## Task description
Transcribe the listing that follows in full, omitting pictures.

## Information provided

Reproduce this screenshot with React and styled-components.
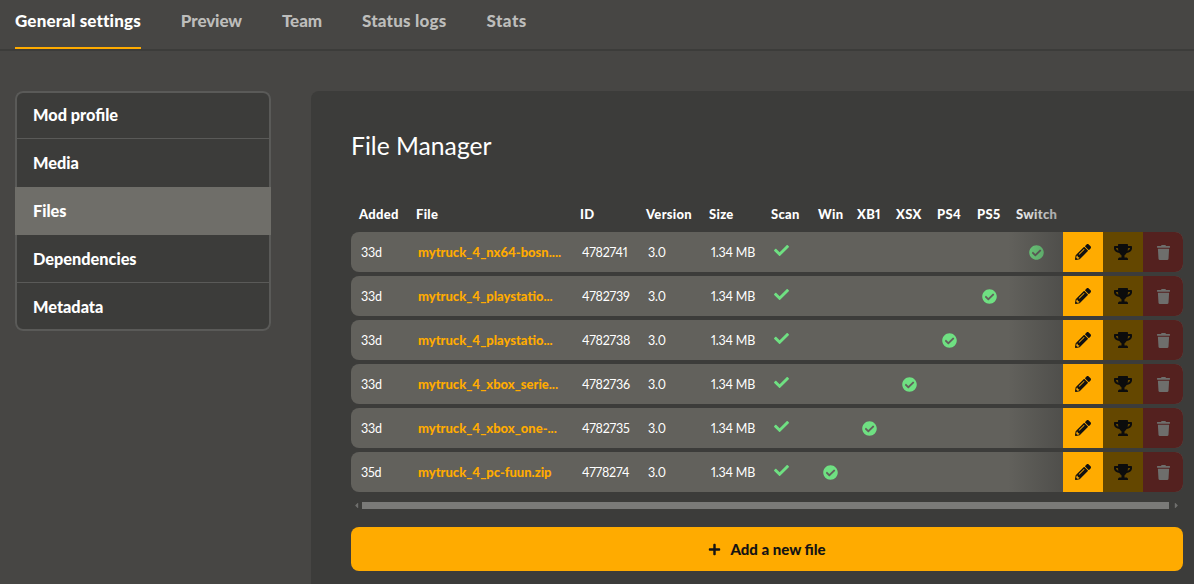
import React from "react";
import styled, { createGlobalStyle } from "styled-components";
import { FaCheck, FaCheckCircle, FaPencilAlt, FaTrophy, FaTrash, FaPlus, FaCaretLeft, FaCaretRight } from "react-icons/fa";

const Global = createGlobalStyle`
  html, body { margin: 0; padding: 0; background: #474644; overflow: hidden; }
  body { font-family: "Lato", "Noto Sans", sans-serif; color: #fff; width: 1194px; height: 584px; font-variant-numeric: proportional-nums; }
`;

const Tabs = styled.nav`
  display: flex;
  gap: 40px;
  height: 49px;
  padding-left: 15px;
  border-bottom: 2px solid #3c3c3a;
`;
const Tab = styled.div`
  height: 49px;
  box-sizing: border-box;
  padding-top: 11px;
  font-size: 17px;
  line-height: 20px;
  letter-spacing: ${(p) => p.$track}px;
  font-weight: 900;
  white-space: nowrap;
  color: ${(p) => (p.$active ? "#fff" : "#bdbdbb")};
  border-bottom: 2px solid ${(p) => (p.$active ? "#ffab00" : "transparent")};
`;
const Body = styled.div`
  display: flex;
  gap: 40px;
  padding: 40px 0 0 15px;
`;
const Side = styled.ul`
  list-style: none;
  margin: 0;
  padding: 0;
  width: 256px;
  height: 240px;
  flex: none;
  background: #3c3c3a;
  box-shadow: inset 0 0 0 2px #5a5a58;
  border-radius: 8px;
  display: flex;
  flex-direction: column;
`;
const SideItem = styled.li`
  height: 48px;
  box-sizing: border-box;
  display: flex;
  align-items: center;
  padding-left: 18px;
  font-size: 16.3px;
  font-weight: 900;
  background: ${(p) => (p.$active ? "#6f6e69" : "transparent")};
  border-bottom: 1px solid ${(p) => (p.$line ? "#5a5a58" : "transparent")};
`;
const Panel = styled.section`
  flex: 1;
  height: 493px;
  box-sizing: border-box;
  background: #3c3c3a;
  border-radius: 8px 0 0 0;
  padding: 40px 11px 0 40px;
`;
const Title = styled.h1`
  margin: 0 0 42px;
  font-size: 24.7px;
  line-height: 30px;
  font-weight: 400;
`;
const Table = styled.div`
  position: relative;
  width: 832px;
`;
const columns = "57px 164px 66px 63px 62px 47px 39px 39px 41px 40px 39px 55px 40px 40px 40px";
const HeadRow = styled.div`
  display: grid;
  grid-template-columns: ${columns};
  height: 22px;
  margin-bottom: 7px;
  align-items: center;
`;
const Head = styled.div`
  font-size: 13px;
  font-weight: 900;
  letter-spacing: 0.3px;
  white-space: nowrap;
  padding-left: 8px;
`;
const Row = styled.div`
  display: grid;
  grid-template-columns: ${columns};
  height: 40px;
  margin-bottom: 4px;
  align-items: center;
  background: #62615c;
  border-radius: 8px;
  overflow: hidden;
  font-size: 12.5px;
  letter-spacing: -0.2px;
`;
const Cell = styled.div`
  padding-left: 10px;
  white-space: nowrap;
`;
const FileName = styled.div`
  padding-left: 10px;
  color: #ffab00;
  font-weight: 900;
  font-size: 13px;
  letter-spacing: 0;
  white-space: nowrap;
`;
const ScanMark = styled.div`
  padding: 0 0 4px 11px;
  color: #6fe082;
  font-size: 15px;
  line-height: 0;
`;
const Status = styled.div`
  display: flex;
  justify-content: center;
  padding-left: 1px;
  color: #6fe082;
  font-size: 15px;
`;
const Action = styled.div`
  height: 40px;
  display: flex;
  align-items: center;
  justify-content: center;
  background: ${(p) => p.$bg};
  color: ${(p) => p.$fg};
`;
const Fade = styled.div`
  position: absolute;
  top: 0;
  bottom: 0;
  left: 657px;
  width: 55px;
  background: linear-gradient(90deg, rgba(60,60,58,0), rgba(60,60,58,0.5));
`;
const Scroll = styled.div`
  display: flex;
  align-items: center;
  height: 7px;
  margin-top: 10px;
  color: #6f6f6d;
  font-size: 9px;
  width: 832px;
`;
const ScrollArrow = styled.div`
  width: ${(p) => p.$w}px;
  display: flex;
  justify-content: center;
`;
const Thumb = styled.div`
  width: 807px;
  height: 7px;
  background: #7a7a78;
`;
const AddButton = styled.button`
  display: flex;
  align-items: center;
  justify-content: center;
  gap: 9px;
  width: 832px;
  height: 44px;
  margin-top: 18px;
  border: 0;
  border-radius: 8px;
  background: #ffab00;
  color: #141414;
  font: 900 15px "Lato", sans-serif;
`;

const tabs = [
  ["General settings", 0.15],
  ["Preview", -0.1],
  ["Team", -0.1],
  ["Status logs", 0.2],
  ["Stats", 0.5],
];
const rows = [
  ["33d", "mytruck_4_nx64-bosn....", "4782741", 11],
  ["33d", "mytruck_4_playstatio...", "4782739", 10],
  ["33d", "mytruck_4_playstatio...", "4782738", 9],
  ["33d", "mytruck_4_xbox_serie...", "4782736", 8],
  ["33d", "mytruck_4_xbox_one-...", "4782735", 7],
  ["35d", "mytruck_4_pc-fuun.zip", "4778274", 6],
];
const heads = ["Added", "File", "ID", "Version", "Size", "Scan", "Win", "XB1", "XSX", "PS4", "PS5", "Switch"];
const slots = [6, 7, 8, 9, 10, 11];

export default function App() {
  return (
    <>
      <Global />
      <Tabs>
        {tabs.map(([label, track], i) => (
          <Tab key={label} $active={i === 0} $track={track}>{label}</Tab>
        ))}
      </Tabs>
      <Body>
        <Side>
          <SideItem $line>Mod profile</SideItem>
          <SideItem>Media</SideItem>
          <SideItem $active>Files</SideItem>
          <SideItem $line>Dependencies</SideItem>
          <SideItem>Metadata</SideItem>
        </Side>
        <Panel>
          <Title>File Manager</Title>
          <Table>
            <HeadRow>
              {heads.map((h) => <Head key={h}>{h}</Head>)}
            </HeadRow>
            {rows.map(([age, name, id, slot]) => (
              <Row key={id}>
                <Cell>{age}</Cell>
                <FileName>{name}</FileName>
                <Cell>{id}</Cell>
                <Cell>3.0</Cell>
                <Cell>1.34 MB</Cell>
                <ScanMark><FaCheck /></ScanMark>
                {slots.map((s) => (
                  <Status key={s}>{s === slot ? <FaCheckCircle /> : null}</Status>
                ))}
                <Action $bg="#ffab00" $fg="#111"><FaPencilAlt size={16} /></Action>
                <Action $bg="#644700" $fg="#0c0c0c"><FaTrophy size={18} /></Action>
                <Action $bg="#54211f" $fg="#6e6e6c"><FaTrash size={15} /></Action>
              </Row>
            ))}
            <Fade />
          </Table>
          <Scroll>
            <ScrollArrow $w={11}><FaCaretLeft /></ScrollArrow>
            <Thumb />
            <ScrollArrow $w={14}><FaCaretRight /></ScrollArrow>
          </Scroll>
          <AddButton><FaPlus size={13} />Add a new file</AddButton>
        </Panel>
      </Body>
    </>
  );
}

## Finished exercise
Reproduce this screenshot with React and styled-components.
import React from "react";
import styled, { createGlobalStyle } from "styled-components";
import { FaCheck, FaCheckCircle, FaPencilAlt, FaTrophy, FaTrash, FaPlus, FaCaretLeft, FaCaretRight } from "react-icons/fa";

const Global = createGlobalStyle`
  html, body { margin: 0; padding: 0; background: #474644; overflow: hidden; }
  body { font-family: "Lato", "Noto Sans", sans-serif; color: #fff; width: 1194px; height: 584px; font-variant-numeric: proportional-nums; }
`;

const Tabs = styled.nav`
  display: flex;
  gap: 40px;
  height: 49px;
  padding-left: 15px;
  border-bottom: 2px solid #3c3c3a;
`;
const Tab = styled.div`
  height: 49px;
  box-sizing: border-box;
  padding-top: 11px;
  font-size: 17px;
  line-height: 20px;
  letter-spacing: ${(p) => p.$track}px;
  font-weight: 900;
  white-space: nowrap;
  color: ${(p) => (p.$active ? "#fff" : "#bdbdbb")};
  border-bottom: 2px solid ${(p) => (p.$active ? "#ffab00" : "transparent")};
`;
const Body = styled.div`
  display: flex;
  gap: 40px;
  padding: 40px 0 0 15px;
`;
const Side = styled.ul`
  list-style: none;
  margin: 0;
  padding: 0;
  width: 256px;
  height: 240px;
  flex: none;
  background: #3c3c3a;
  box-shadow: inset 0 0 0 2px #5a5a58;
  border-radius: 8px;
  display: flex;
  flex-direction: column;
`;
const SideItem = styled.li`
  height: 48px;
  box-sizing: border-box;
  display: flex;
  align-items: center;
  padding-left: 18px;
  font-size: 16.3px;
  font-weight: 900;
  background: ${(p) => (p.$active ? "#6f6e69" : "transparent")};
  border-bottom: 1px solid ${(p) => (p.$line ? "#5a5a58" : "transparent")};
`;
const Panel = styled.section`
  flex: 1;
  height: 493px;
  box-sizing: border-box;
  background: #3c3c3a;
  border-radius: 8px 0 0 0;
  padding: 40px 11px 0 40px;
`;
const Title = styled.h1`
  margin: 0 0 42px;
  font-size: 24.7px;
  line-height: 30px;
  font-weight: 400;
`;
const Table = styled.div`
  position: relative;
  width: 832px;
`;
const columns = "57px 164px 66px 63px 62px 47px 39px 39px 41px 40px 39px 55px 40px 40px 40px";
const HeadRow = styled.div`
  display: grid;
  grid-template-columns: ${columns};
  height: 22px;
  margin-bottom: 7px;
  align-items: center;
`;
const Head = styled.div`
  font-size: 13px;
  font-weight: 900;
  letter-spacing: 0.3px;
  white-space: nowrap;
  padding-left: 8px;
`;
const Row = styled.div`
  display: grid;
  grid-template-columns: ${columns};
  height: 40px;
  margin-bottom: 4px;
  align-items: center;
  background: #62615c;
  border-radius: 8px;
  overflow: hidden;
  font-size: 12.5px;
  letter-spacing: -0.2px;
`;
const Cell = styled.div`
  padding-left: 10px;
  white-space: nowrap;
`;
const FileName = styled.div`
  padding-left: 10px;
  color: #ffab00;
  font-weight: 900;
  font-size: 13px;
  letter-spacing: 0;
  white-space: nowrap;
`;
const ScanMark = styled.div`
  padding: 0 0 4px 11px;
  color: #6fe082;
  font-size: 15px;
  line-height: 0;
`;
const Status = styled.div`
  display: flex;
  justify-content: center;
  padding-left: 1px;
  color: #6fe082;
  font-size: 15px;
`;
const Action = styled.div`
  height: 40px;
  display: flex;
  align-items: center;
  justify-content: center;
  background: ${(p) => p.$bg};
  color: ${(p) => p.$fg};
`;
const Fade = styled.div`
  position: absolute;
  top: 0;
  bottom: 0;
  left: 657px;
  width: 55px;
  background: linear-gradient(90deg, rgba(60,60,58,0), rgba(60,60,58,0.5));
`;
const Scroll = styled.div`
  display: flex;
  align-items: center;
  height: 7px;
  margin-top: 10px;
  color: #6f6f6d;
  font-size: 9px;
  width: 832px;
`;
const ScrollArrow = styled.div`
  width: ${(p) => p.$w}px;
  display: flex;
  justify-content: center;
`;
const Thumb = styled.div`
  width: 807px;
  height: 7px;
  background: #7a7a78;
`;
const AddButton = styled.button`
  display: flex;
  align-items: center;
  justify-content: center;
  gap: 9px;
  width: 832px;
  height: 44px;
  margin-top: 18px;
  border: 0;
  border-radius: 8px;
  background: #ffab00;
  color: #141414;
  font: 900 15px "Lato", sans-serif;
`;

const tabs = [
  ["General settings", 0.15],
  ["Preview", -0.1],
  ["Team", -0.1],
  ["Status logs", 0.2],
  ["Stats", 0.5],
];
const rows = [
  ["33d", "mytruck_4_nx64-bosn....", "4782741", 11],
  ["33d", "mytruck_4_playstatio...", "4782739", 10],
  ["33d", "mytruck_4_playstatio...", "4782738", 9],
  ["33d", "mytruck_4_xbox_serie...", "4782736", 8],
  ["33d", "mytruck_4_xbox_one-...", "4782735", 7],
  ["35d", "mytruck_4_pc-fuun.zip", "4778274", 6],
];
const heads = ["Added", "File", "ID", "Version", "Size", "Scan", "Win", "XB1", "XSX", "PS4", "PS5", "Switch"];
const slots = [6, 7, 8, 9, 10, 11];

export default function App() {
  return (
    <>
      <Global />
      <Tabs>
        {tabs.map(([label, track], i) => (
          <Tab key={label} $active={i === 0} $track={track}>{label}</Tab>
        ))}
      </Tabs>
      <Body>
        <Side>
          <SideItem $line>Mod profile</SideItem>
          <SideItem>Media</SideItem>
          <SideItem $active>Files</SideItem>
          <SideItem $line>Dependencies</SideItem>
          <SideItem>Metadata</SideItem>
        </Side>
        <Panel>
          <Title>File Manager</Title>
          <Table>
            <HeadRow>
              {heads.map((h) => <Head key={h}>{h}</Head>)}
            </HeadRow>
            {rows.map(([age, name, id, slot]) => (
              <Row key={id}>
                <Cell>{age}</Cell>
                <FileName>{name}</FileName>
                <Cell>{id}</Cell>
                <Cell>3.0</Cell>
                <Cell>1.34 MB</Cell>
                <ScanMark><FaCheck /></ScanMark>
                {slots.map((s) => (
                  <Status key={s}>{s === slot ? <FaCheckCircle /> : null}</Status>
                ))}
                <Action $bg="#ffab00" $fg="#111"><FaPencilAlt size={16} /></Action>
                <Action $bg="#644700" $fg="#0c0c0c"><FaTrophy size={18} /></Action>
                <Action $bg="#54211f" $fg="#6e6e6c"><FaTrash size={15} /></Action>
              </Row>
            ))}
            <Fade />
          </Table>
          <Scroll>
            <ScrollArrow $w={11}><FaCaretLeft /></ScrollArrow>
            <Thumb />
            <ScrollArrow $w={14}><FaCaretRight /></ScrollArrow>
          </Scroll>
          <AddButton><FaPlus size={13} />Add a new file</AddButton>
        </Panel>
      </Body>
    </>
  );
}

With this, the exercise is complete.